As directed by Greek director Yorgos Lanthimos from a screenplay by Deborah Davis and Tony McNamara, the story revolves around the sickly and somewhat demented monarch (a fabulous Olivia Colman) who might be the figurehead of early eighteenth century England, but has unknowingly ceded most state decisions to her personal assistant (Rachel Weisz). The latter literally and figuratively lords over other prominent power figures of the day (such as James Smith as the Prime Minister and Nicholas Hoult as the head of the opposing Tories).

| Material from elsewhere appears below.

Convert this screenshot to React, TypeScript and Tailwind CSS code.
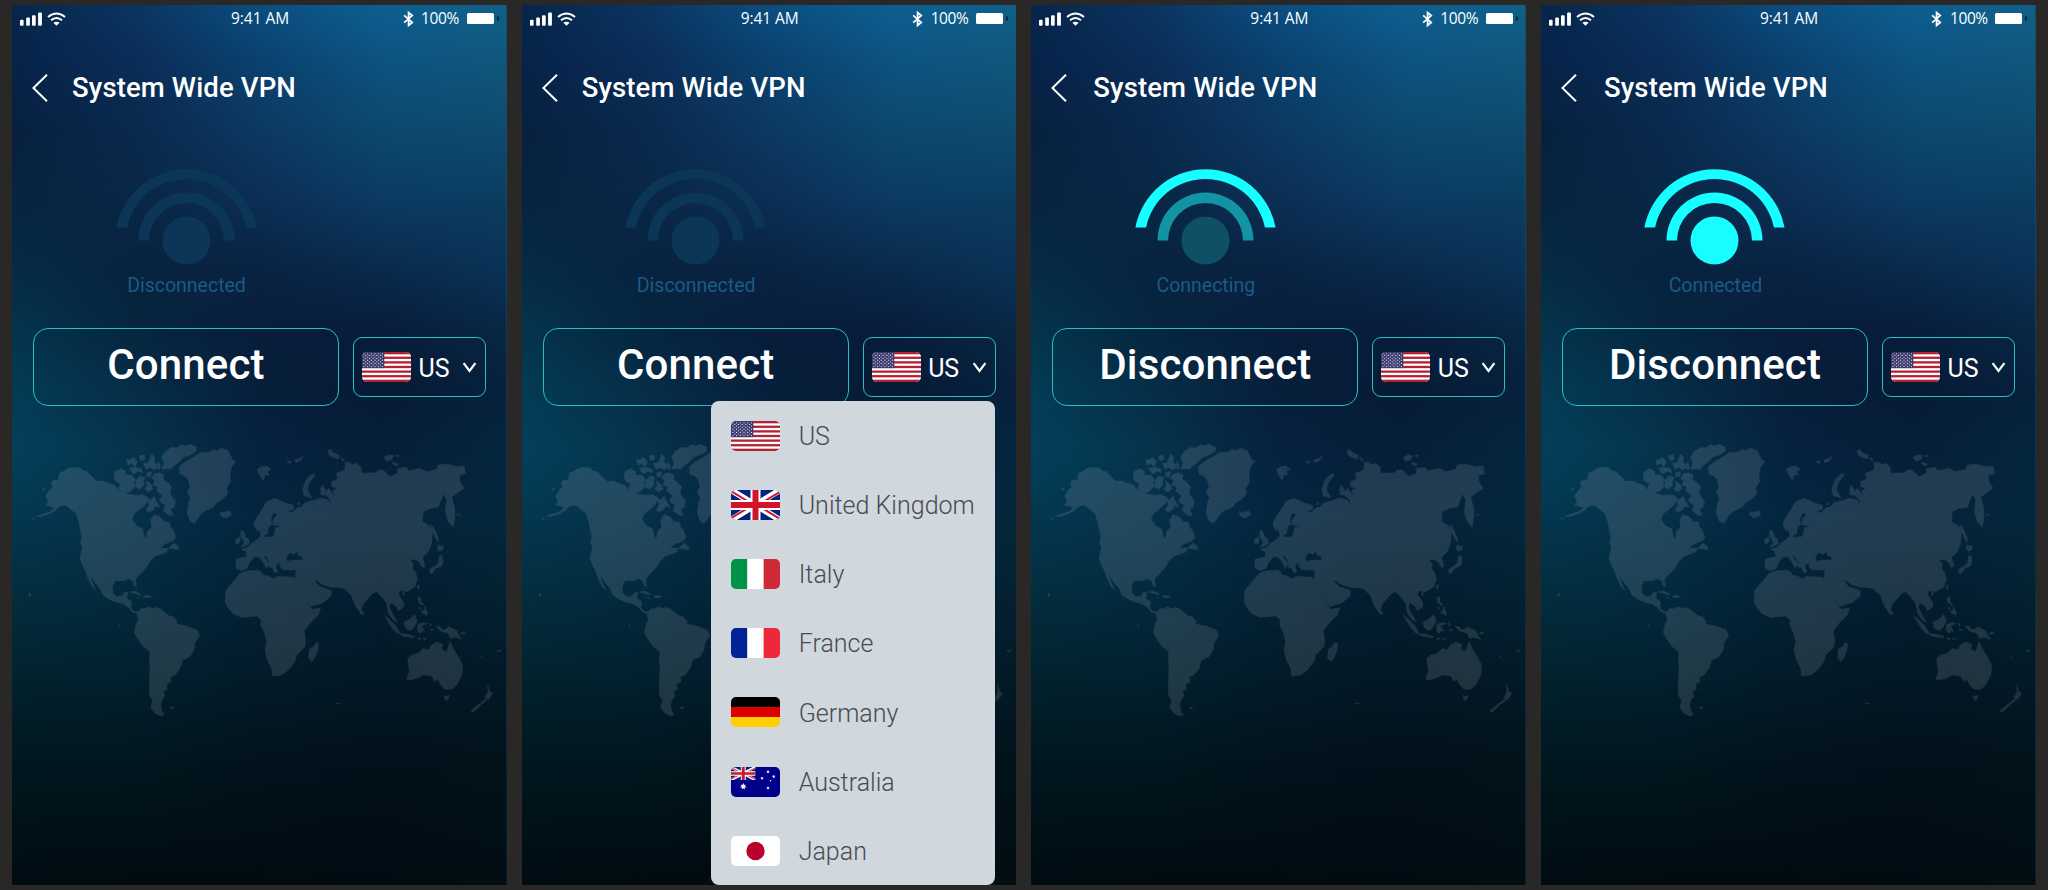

That setup works well for Lady Sarah whose husband runs the military and needs additional revenue via a proposed war tax increase the "Queen" desires. She's about to get her way when none other than her long-disgraced cousin (Emma Stone) shows up looking for work. She quickly realizes how the royal court game is played and manipulates and maneuvers her way into the Queen's good graces (and bed), thus creating a power struggle between the two young women.

While it clearly won't be for all audiences -- the "Masterpiece Theater" crowd might have to pick their jaws up off the floor due to the decidedly R-rated content -- the film is otherwise a blast to behold. The performances all around are terrific, the black comedy style screenplay is smartly written, the direction and cinematography are artfully and gorgeously splendid, and the rest of the tech credits -- production design, costumes, makeup, the score and so on -- are all Oscar-worthy.

I guess time will tell how the monarch loving crowd will respond to the decadently wicked spin on the usually more dignified portrayal of upper-crust royalty. But if you're looking for a loosening up of the sometimes far too stuffy costume drama trappings, "The Favourite" might end up being your favorite offering in that genre. I thoroughly enjoyed it and thus give the film a 7.5 out of 10.